I started cooking in an actually fairly decent restaurant when I was fifteen and a few months later, when I was 16, started soloing as a cook. For the rest of high school, through my college summers and for a couple of years after college I worked in a variety of kitchens, from cafeterias to steak houses. In my 30’s I went back to the kitchen and spent about five years baking and making pastries professionally.
In that time — about ten years total — I saw a lot of accidents. Lots of burns, plenty of cuts, knocks on the head, slips and falls, even a couple of broken bones. However by far the worst injuries I ever saw resulted from attempts at making chocolate shavings. Why? Because even experienced pastry chefs and bakers I knew made their chocolate shavings like this:
In other words by scraping a big knife along a solid bar of chocolate…toward their bellies, one hand grasping the handle of the knife, the other bare hand holding the point. This photo isn’t terribly accurate since my other hand is holding a camera at the moment. Also in a professional kitchen the chocolate bars are a lot bigger. So are the knives. Anyway, I never saw anyone actually disembowl themselves making chocolate shavings, but because of the ridiculous grip and all the pressure involved, I saw several very deep and serious finger and hand cuts. Some that caused permanent muscle/nerve damage.
The great pity is that it was all so completely avoidable. For example, a great way to make small, curly shavings is with a vegetable peeler:
As you go the curls get wider and you get a darn nice product. Very good for garnishes or cupcake or doughnut toppings. If the bar you’re using isn’t shaving well, try warming it with a five-second blast in the microwave.
Of course larger curls are what the knife scraping is all about. For those I melt my chocolate with a series of 10 second bursts in a microwave…

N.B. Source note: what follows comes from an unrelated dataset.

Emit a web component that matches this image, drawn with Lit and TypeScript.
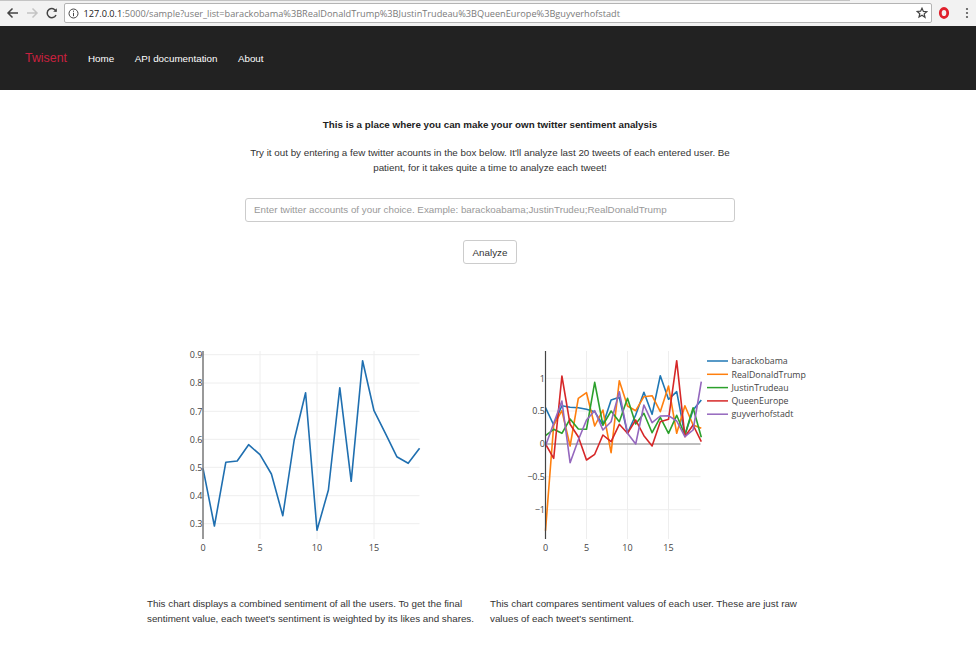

…and pour some on the back of a sheet pan that I’ve chilled in the freezer for about five minutes.
I spread it thinly…
…and wait about five minutes for it to cool and acquire a dull finish. At which point I grab the nearest scraper…
…and scrape it up into shavings.
Easy peasy, and not a drop of blood spilled. Now then, the one drawback of this method is that the chocolate loses its temper, but which I do not mean it turns red in the face and starts hurling baseless accusations. Rather that its uniform crystal structure changes. When that happens the chocolate is not only less shiny when it cools after melting, but it’s a bit softer in the bargain.
You can mitigate this problem by using a good quality couverture or dark chocolate that’s high in cocoa butter. Even after melting and cooling it will remain fairly firm at room temperature (you won’t know the difference texturally if it’s refrigerated). The alternative is to use tempered chocolate, which I admit is a bit of a hassle, but a whole lot better than stitches, trust me.